Indeed, Richardson writes in West from Appomattox that the emergence after the Civil War of “mainstream America,” or the middle class, was the work of people who “had harnessed a newly active American government to their own interests” while “retain[ing] a vision of America as a land of individualism” that it emphatically was not. No wonder, then, that Republicans kept winning elections: The lie they sold was the lie that sustained America’s broad and growing middle class. In light of Professor Richardson’s other work, then, even the title “To Make Men Free” (with an emphasis on men) is meant as vicious mockery. We claim to be a land of opportunity, when we are not; we claim to value individual freedom, when we systematically deny it to everyone else. But anyone who tells us our claims are true, we send to the White House.
Yet here our author faces a painful dilemma: This kind of postmodern cynicism, on which she has built her professional success, is precisely what can’t be put in a book that intelligent people will want to read. So she’s been forced to fake it, and pretend there’s some hope for America — and incidentally for the Republican party. That’s probably one reason, by the way, the book is so awkwardly written: It’s very hard to pretend a sympathy for your country, its recent history, and the majority of people living there, for over 300 pages of text, when you don’t feel it.

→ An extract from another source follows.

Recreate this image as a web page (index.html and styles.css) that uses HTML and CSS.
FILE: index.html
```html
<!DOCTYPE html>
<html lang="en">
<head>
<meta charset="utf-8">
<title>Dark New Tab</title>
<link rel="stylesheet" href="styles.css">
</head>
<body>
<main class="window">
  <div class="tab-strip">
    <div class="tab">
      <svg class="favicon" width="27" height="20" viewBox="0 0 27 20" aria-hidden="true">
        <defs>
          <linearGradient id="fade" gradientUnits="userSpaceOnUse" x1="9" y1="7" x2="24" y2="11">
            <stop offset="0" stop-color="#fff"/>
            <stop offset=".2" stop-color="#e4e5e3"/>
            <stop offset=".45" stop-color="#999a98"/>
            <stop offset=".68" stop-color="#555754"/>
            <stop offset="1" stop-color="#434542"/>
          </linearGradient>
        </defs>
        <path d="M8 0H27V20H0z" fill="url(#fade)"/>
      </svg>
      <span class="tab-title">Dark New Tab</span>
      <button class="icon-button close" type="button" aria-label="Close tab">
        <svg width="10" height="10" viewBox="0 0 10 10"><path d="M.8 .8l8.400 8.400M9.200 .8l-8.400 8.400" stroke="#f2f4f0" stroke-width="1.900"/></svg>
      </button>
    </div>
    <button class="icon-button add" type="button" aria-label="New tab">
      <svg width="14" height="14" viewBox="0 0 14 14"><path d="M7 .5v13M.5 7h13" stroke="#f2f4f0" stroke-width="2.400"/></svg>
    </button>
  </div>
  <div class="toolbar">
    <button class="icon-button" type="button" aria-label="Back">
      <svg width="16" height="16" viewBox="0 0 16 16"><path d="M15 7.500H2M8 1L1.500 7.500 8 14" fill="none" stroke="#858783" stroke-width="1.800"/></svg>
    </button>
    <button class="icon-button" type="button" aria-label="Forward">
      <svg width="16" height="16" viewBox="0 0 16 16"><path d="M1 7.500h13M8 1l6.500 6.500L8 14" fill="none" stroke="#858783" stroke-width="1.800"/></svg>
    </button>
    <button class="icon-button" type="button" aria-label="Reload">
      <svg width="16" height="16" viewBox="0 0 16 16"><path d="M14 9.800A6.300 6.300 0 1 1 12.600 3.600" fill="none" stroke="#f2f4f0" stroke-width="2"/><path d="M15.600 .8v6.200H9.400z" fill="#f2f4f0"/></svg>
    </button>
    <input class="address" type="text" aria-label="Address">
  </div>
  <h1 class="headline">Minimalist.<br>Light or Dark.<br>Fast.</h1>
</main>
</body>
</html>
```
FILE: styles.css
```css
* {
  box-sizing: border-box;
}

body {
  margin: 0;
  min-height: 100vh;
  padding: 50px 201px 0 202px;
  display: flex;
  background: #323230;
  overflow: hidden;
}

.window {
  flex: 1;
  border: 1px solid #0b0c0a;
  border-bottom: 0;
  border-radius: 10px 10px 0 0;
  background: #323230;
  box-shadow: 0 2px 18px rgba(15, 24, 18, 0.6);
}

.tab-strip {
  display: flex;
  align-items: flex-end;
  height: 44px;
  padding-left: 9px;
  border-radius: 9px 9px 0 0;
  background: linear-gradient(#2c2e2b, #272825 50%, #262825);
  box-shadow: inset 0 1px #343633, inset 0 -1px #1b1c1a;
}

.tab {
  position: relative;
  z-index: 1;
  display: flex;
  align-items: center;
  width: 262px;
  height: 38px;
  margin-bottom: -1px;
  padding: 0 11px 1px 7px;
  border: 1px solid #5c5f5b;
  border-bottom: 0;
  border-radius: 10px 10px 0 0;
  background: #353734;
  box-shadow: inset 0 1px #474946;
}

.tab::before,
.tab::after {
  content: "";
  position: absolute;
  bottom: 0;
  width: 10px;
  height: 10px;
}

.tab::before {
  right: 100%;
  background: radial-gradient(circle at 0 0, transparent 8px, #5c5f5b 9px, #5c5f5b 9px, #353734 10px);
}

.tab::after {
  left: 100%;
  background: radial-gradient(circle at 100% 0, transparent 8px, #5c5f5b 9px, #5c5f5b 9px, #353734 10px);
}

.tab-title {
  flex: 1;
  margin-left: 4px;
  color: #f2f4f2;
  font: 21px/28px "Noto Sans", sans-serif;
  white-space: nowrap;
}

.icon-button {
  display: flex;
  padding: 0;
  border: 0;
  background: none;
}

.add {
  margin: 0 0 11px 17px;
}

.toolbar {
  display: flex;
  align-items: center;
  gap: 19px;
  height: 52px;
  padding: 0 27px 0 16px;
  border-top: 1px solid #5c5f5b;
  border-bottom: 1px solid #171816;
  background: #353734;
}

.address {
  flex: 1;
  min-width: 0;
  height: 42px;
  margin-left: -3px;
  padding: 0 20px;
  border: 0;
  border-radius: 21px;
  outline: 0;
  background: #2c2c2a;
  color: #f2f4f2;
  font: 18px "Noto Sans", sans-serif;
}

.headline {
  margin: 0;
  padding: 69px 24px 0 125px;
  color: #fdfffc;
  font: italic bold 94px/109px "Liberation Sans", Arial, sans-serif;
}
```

It also poses a dilemma for Republicans. They can embrace liberalism, as Richardson suggests — become the Republican party of latter-day Eisenhowers, Rockefellers, Colin Powells, and Christie Todd Whitmans — and win their souls but lose elections. Or they can embrace their dark side, Movement Conservatism, and lose their souls but win elections, the way Presidents Nixon, Reagan, and George W. Bush, and Governors Scott Walker, Bobby Jindal, and Mike Pence did.
Actually, it’s not that hard a choice — and one has to express some gratitude to Professor Richardson for demonstrating how simple it really is.